Il record negativo degli abbonamenti azzurri resta quello della stagione 2001-02, in serie B e nello sfacelo graduale del club, con appena 3.395 tessere. Fu l’anno in cui un nubifragio costrinse il Napoli a giocare una partita a Cava de’ Tirreni e sette a Benevento, allenatore De Canio nel pieno dissidio fra Ferlaino e Corbelli.

Lontanissimo il record dei 70.405 abbonati, l’anno in cui arrivò Savoldi (1975-76). Epoca d’oro quella con Maradona. Gli abbonati furono 388.372 nei sette anni di Diego (67.398 nella prima stagione, 1984-85). Il Napoli dei centomila cuori di Roberto Fiore sfiorò i settantamila abbonati con Sivori e Altafini in squadra (69.344 tessere nel campionato 1966-67).

Gloria passata e oggi è un altro calcio.

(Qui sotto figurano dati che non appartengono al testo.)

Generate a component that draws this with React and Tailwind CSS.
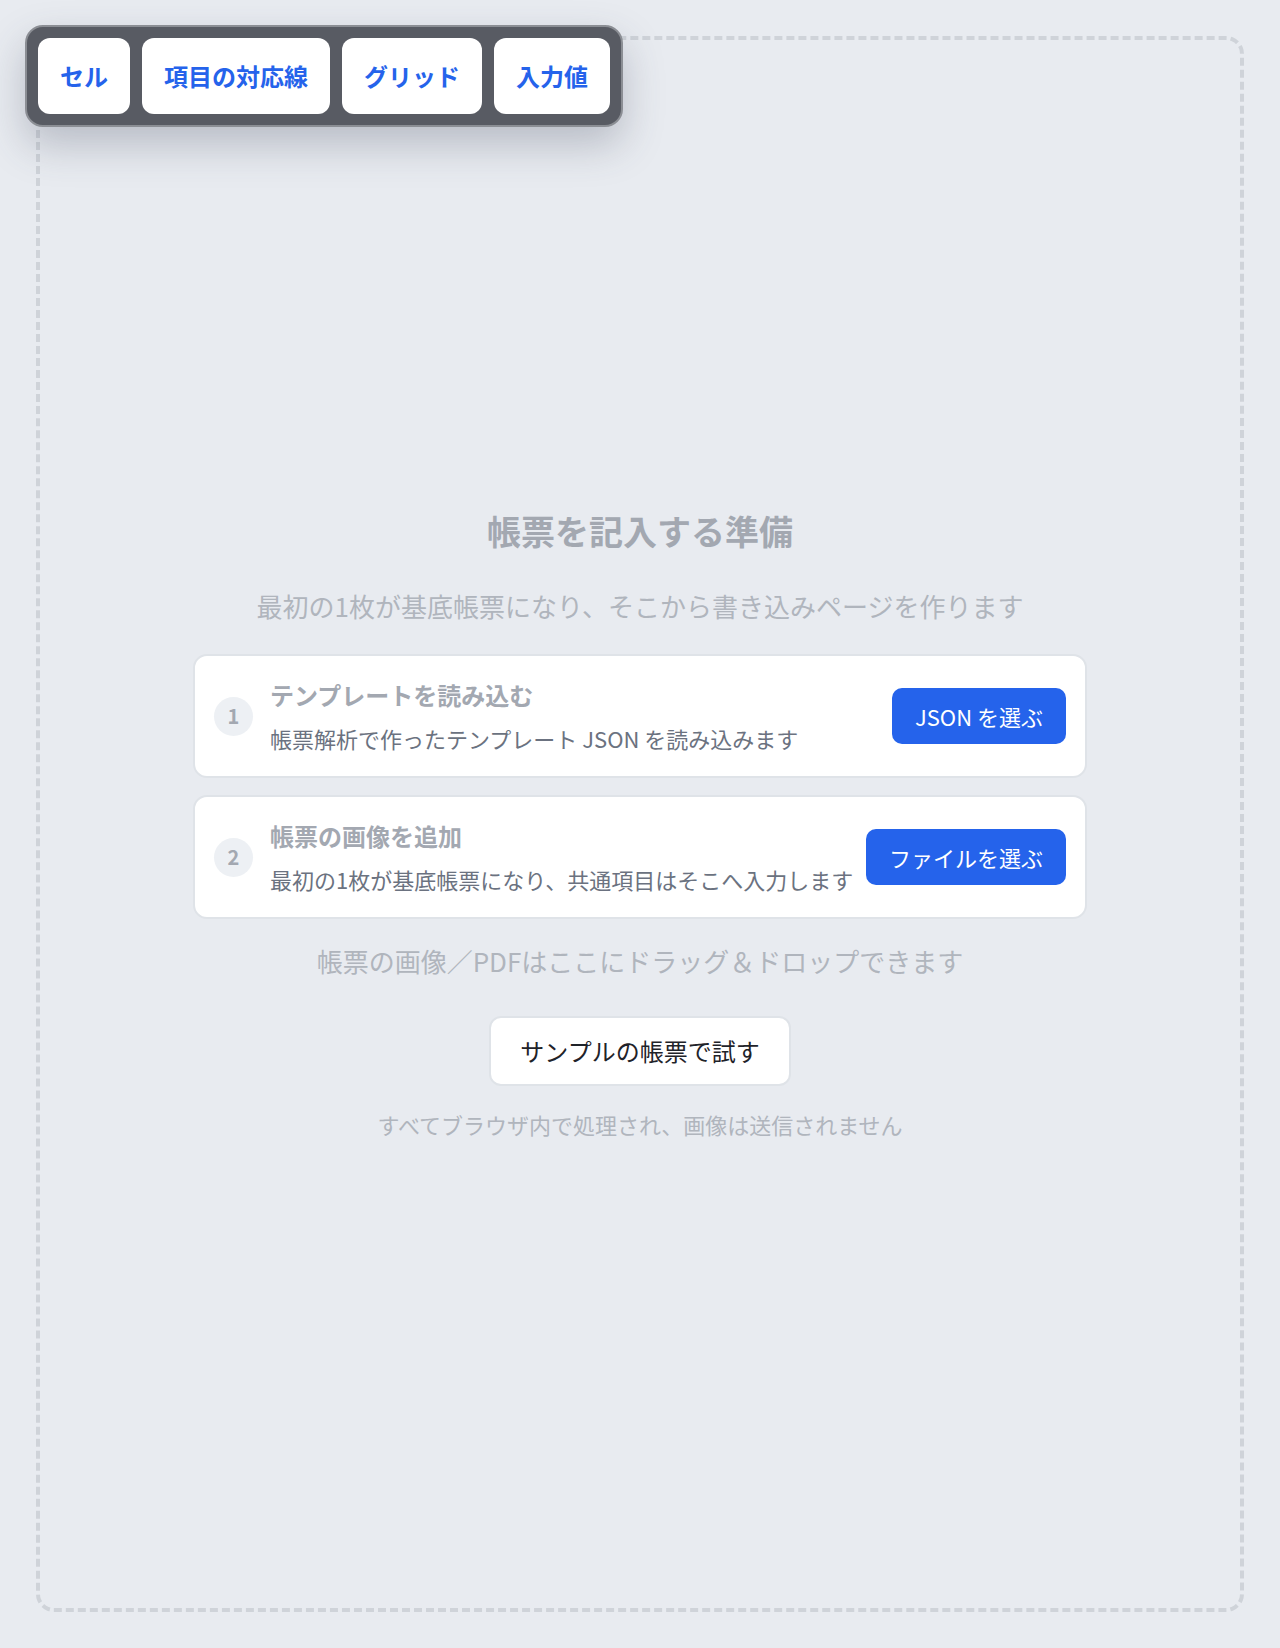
import React from 'react';

const layers = ['セル', '項目の対応線', 'グリッド', '入力値'];

const steps = [
  {
    no: 1,
    title: 'テンプレートを読み込む',
    desc: '帳票解析で作ったテンプレート JSON を読み込みます',
    action: 'JSON を選ぶ',
  },
  {
    no: 2,
    title: '帳票の画像を追加',
    desc: '最初の1枚が基底帳票になり、共通項目はそこへ入力します',
    action: 'ファイルを選ぶ',
  },
];

const StepCard = ({ no, title, desc, action }) => (
  <div className="flex items-center rounded-[14px] border-2 border-[#dfe3e8] bg-white px-[19px] py-[22px]">
    <div className="flex h-[39px] w-[39px] shrink-0 items-center justify-center rounded-full bg-[#edf0f4] text-[20px] font-bold text-[#a3a8b1]">
      {no}
    </div>
    <div className="ml-[17px] flex-1 min-w-0">
      <div className="text-[24px] leading-[34px] font-bold text-[#a3a8b1]">{title}</div>
      <div className="mt-[10px] whitespace-nowrap text-[22px] leading-[32px] text-[#6b7280]">{desc}</div>
    </div>
    <button className="ml-3 shrink-0 h-[56px] rounded-[10px] bg-[#2563eb] px-[23px] text-[22px] text-white">
      {action}
    </button>
  </div>
);

export default function App() {
  return (
    <div className="relative flex min-h-screen flex-col bg-[#e8ebf0] p-[36px] font-['Noto_Sans_CJK_JP',sans-serif]">
      {/* レイヤー切り替え */}
      <div className="absolute left-[25px] top-[25px] z-10 flex gap-[12px] rounded-[18px] border-2 border-[#8b8e94] bg-[#585b63] p-[11px] shadow-[0_18px_40px_rgba(60,70,90,0.28)]">
        {layers.map((label) => (
          <button
            key={label}
            className="flex h-[76px] items-center rounded-[12px] bg-white px-[22px] text-[24px] font-bold text-[#2563eb]"
          >
            {label}
          </button>
        ))}
      </div>

      <div className="flex flex-1 flex-col items-center justify-center rounded-[18px] border-4 border-dashed border-[#cfd3d9]">
        <h1 className="text-[34px] leading-[44px] font-bold text-[#a3a8b1]">帳票を記入する準備</h1>
        <p className="mt-[35px] text-[26px] leading-[36px] text-[#b0b5bd]">
          最初の1枚が基底帳票になり、そこから書き込みページを作ります
        </p>

        <div className="mt-[30px] flex w-[894px] flex-col gap-[17px]">
          {steps.map((s) => (
            <StepCard key={s.no} {...s} />
          ))}
        </div>

        <p className="mt-[24px] text-[26px] leading-[36px] text-[#b0b5bd]">
          帳票の画像／PDFはここにドラッグ＆ドロップできます
        </p>

        <button className="mt-[37px] h-[70px] rounded-[12px] border-2 border-[#dfe3e8] bg-white px-[29px] text-[24px] text-[#1f2329]">
          サンプルの帳票で試す
        </button>

        <p className="mt-[23px] text-[22px] leading-[30px] text-[#b0b5bd]">
          すべてブラウザ内で処理され、画像は送信されません
        </p>
      </div>
    </div>
  );
}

Scompaiono club gloriosi. I fallimenti sono dietro la porta. Il Napoli è già fallito una volta e De Laurentiis non vuole correre lo stesso rischio. Gli basta tenere la squadra ai primi posti della classifica e giocare in Europa. Lo scudetto è un’ambizione che cozza contro molteplici difficoltà. E’ stato un miracolo (con Benitez) avere ricostruito una squadra competitiva dopo le cessioni di Lavezzi e Cavani.

Il danno della mancata qualificazione in Champions (30 milioni in fumo) ha frenato ancora di più il presidente azzurro. Oggi ci vogliono trenta, quaranta milioni per ingaggiare un top-player che trasformi la squadra da competitiva in vincente. Non ce ne sono di disponibili in giro.

Resta legittima la delusione dei tifosi. Avrebbero voluto un colpo di reni del presidente. E non c’è mai stato un grande feeling col Napoli di De Laurentiis. Gli abbonati sono calati stagione dopo stagione. Inarrestabile la discesa negli ultimi quattro anni: da 15.205 tessere del 2011-12 (secondo anno di Cavani) alle ottomila e poco più di oggi. Il secondo posto conquistato con Mazzarri nel 2012-13 portò l’anno successivo ad un lieve balzo degli abbonamenti (13.230, tremila più della stagione precedente). I biglietti non sono a buon mercato e la pay-tv sta svuotando gli stadi.